One in six children in the U.S. has a form of developmental delay, according to AAP News. Males are twice as likely as females to have delays in terms of ADHD, learning disabilities, and autism. The NCES reports that one in five children applying for college has a disability. Currently, said Education Week, there’s one special education teacher for every 17.1 students with disabilities.
The Special Olympics Unified Champion Schools program is in schools to help.
The program started in 2008 with 790 schools nationwide in 22 states. It has grown. Now, 30,000 schools participate in every state and in over 150 countries, affecting the lives of 3.6 million youth, those with and without disabilities. “We know inclusion schools do better,” Jodl. said. “With shared experiences, schools grow.”
Many of those shared experiences are through sports.
Unified Sports are now in more than 8,358 elementary, middle, and high schools in the U.S. Also, 272 colleges and universities have Special Olympics College Clubs on campus.

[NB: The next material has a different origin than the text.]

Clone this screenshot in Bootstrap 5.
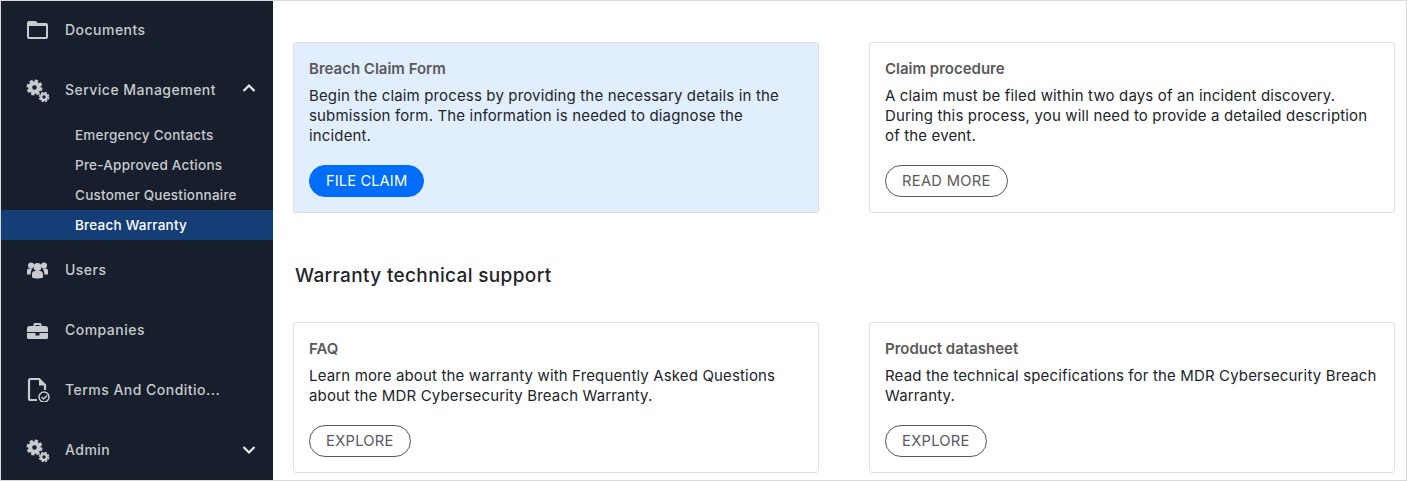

About 1.4 million people worldwide take part in Unified Sports. ESPN has served as the Global Presenting Sponsor of Special Olympics Unified Sports since 2013. Other partners include, among others, the NBA, the WWE, FIFA Football for Hope, and the EuroLeague.
The children play basketball. They play soccer. They play bocce and badminton; baseball and volleyball. And much more.
“When we have Special Olympics basketball tournaments held at our school,” Terry said, “the stands are filled with people cheering. It is great to see the smiles and feel the energy that it generates.”
The program generates better citizens. “Everyone,” Jodl said, “starts to thrive. You can see it. You can feel it.”
Zekas throws a strike down the bowling lane. In Massachusetts, the gym is abuzz as a special education student runs up the basketball court and hits a shot from the free throw line. In South Africa, just in time, a striker on the pitch scores a game-winning goal.
“Inclusion,” Zekas said, “is you get to know everyone.”
Everyone gets to know everyone. Everyone gets to know how to win, regardless of what’s on the scoreboard. Everyone wins.